--- Source material ---

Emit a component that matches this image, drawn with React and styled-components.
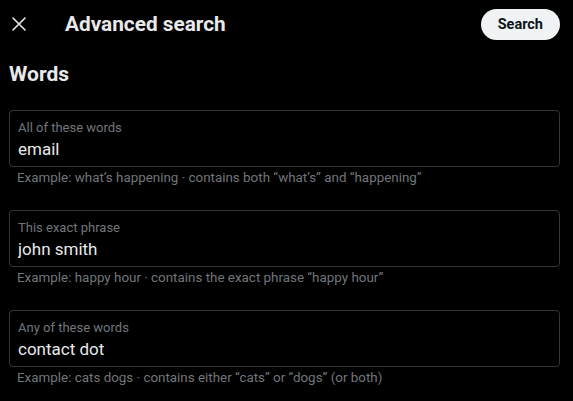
import React from "react";
import styled, { createGlobalStyle } from "styled-components";

const Global = createGlobalStyle`
  html, body {
    margin: 0;
    background: #000;
  }
  body {
    font-family: Roboto, "Noto Sans", Arial, sans-serif;
    color: #e7e9ea;
  }
`;

const Page = styled.div`
  width: 573px;
  height: 401px;
  overflow: hidden;
  background: #000;
`;

const Header = styled.header`
  display: flex;
  align-items: center;
  height: 47px;
  padding: 0 13px 0 9px;
`;

const CloseButton = styled.button`
  display: flex;
  align-items: center;
  justify-content: center;
  width: 20px;
  height: 20px;
  padding: 0;
  border: none;
  background: none;
  color: #e7e9ea;
  cursor: pointer;
`;

const Title = styled.h2`
  flex: 1;
  margin: 0 0 0 36px;
  font-size: 20.8px;
  line-height: 24px;
  font-weight: 700;
  color: #e7e9ea;
`;

const SearchButton = styled.button`
  height: 31px;
  margin-top: 1px;
  padding: 0 17px;
  border: none;
  border-radius: 999px;
  background: #eff3f4;
  color: #0f1419;
  font-family: inherit;
  font-size: 14.5px;
  font-weight: 700;
  cursor: pointer;
`;

const Section = styled.section`
  padding: 0 13px 0 9px;
`;

const SectionTitle = styled.h3`
  margin: 15px 0 24px;
  font-size: 21px;
  line-height: 24px;
  font-weight: 700;
  color: #e7e9ea;
`;

const Field = styled.div`
  margin-bottom: 24px;
`;

const Box = styled.label`
  display: flex;
  flex-direction: column;
  height: 57px;
  box-sizing: border-box;
  padding: 9px 8px 0;
  border: 1px solid #333639;
  border-radius: 4px;
`;

const Label = styled.span`
  font-size: 13px;
  line-height: 16px;
  color: #71767b;
`;

const Input = styled.input`
  margin-top: 2px;
  padding: 0;
  border: none;
  outline: none;
  background: transparent;
  font-family: inherit;
  font-size: 17px;
  line-height: 22px;
  color: #e7e9ea;
`;

const Hint = styled.div`
  padding: 3px 8px 0;
  font-size: 13.4px;
  line-height: 16px;
  color: #71767b;
`;

const fields = [
  {
    label: "All of these words",
    value: "email",
    hint: "Example: what’s happening · contains both “what’s” and “happening”",
  },
  {
    label: "This exact phrase",
    value: "john smith",
    hint: "Example: happy hour · contains the exact phrase “happy hour”",
  },
  {
    label: "Any of these words",
    value: "contact dot",
    hint: "Example: cats dogs · contains either “cats” or “dogs” (or both)",
  },
];

function App() {
  return (
    <Page>
      <Global />
      <Header>
        <CloseButton aria-label="Close">
          <svg width="14" height="14" viewBox="0 0 14 14">
            <path
              d="M1 1L13 13M13 1L1 13"
              stroke="currentColor"
              strokeWidth="1.6"
              strokeLinecap="round"
            />
          </svg>
        </CloseButton>
        <Title>Advanced search</Title>
        <SearchButton>Search</SearchButton>
      </Header>
      <Section>
        <SectionTitle>Words</SectionTitle>
        {fields.map((f) => (
          <Field key={f.label}>
            <Box>
              <Label>{f.label}</Label>
              <Input defaultValue={f.value} />
            </Box>
            <Hint>{f.hint}</Hint>
          </Field>
        ))}
      </Section>
    </Page>
  );
}

export default App;
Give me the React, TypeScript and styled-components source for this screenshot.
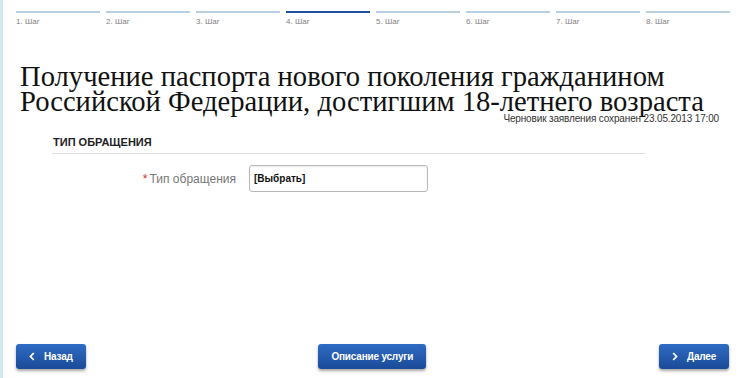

---

Scan the material above. Copy each line where "components" occurs.

## Solution
Emit a component that matches this image, drawn with React and styled-components.
import styled, { createGlobalStyle } from "styled-components";
Give me the React, TypeScript and styled-components source for this screenshot.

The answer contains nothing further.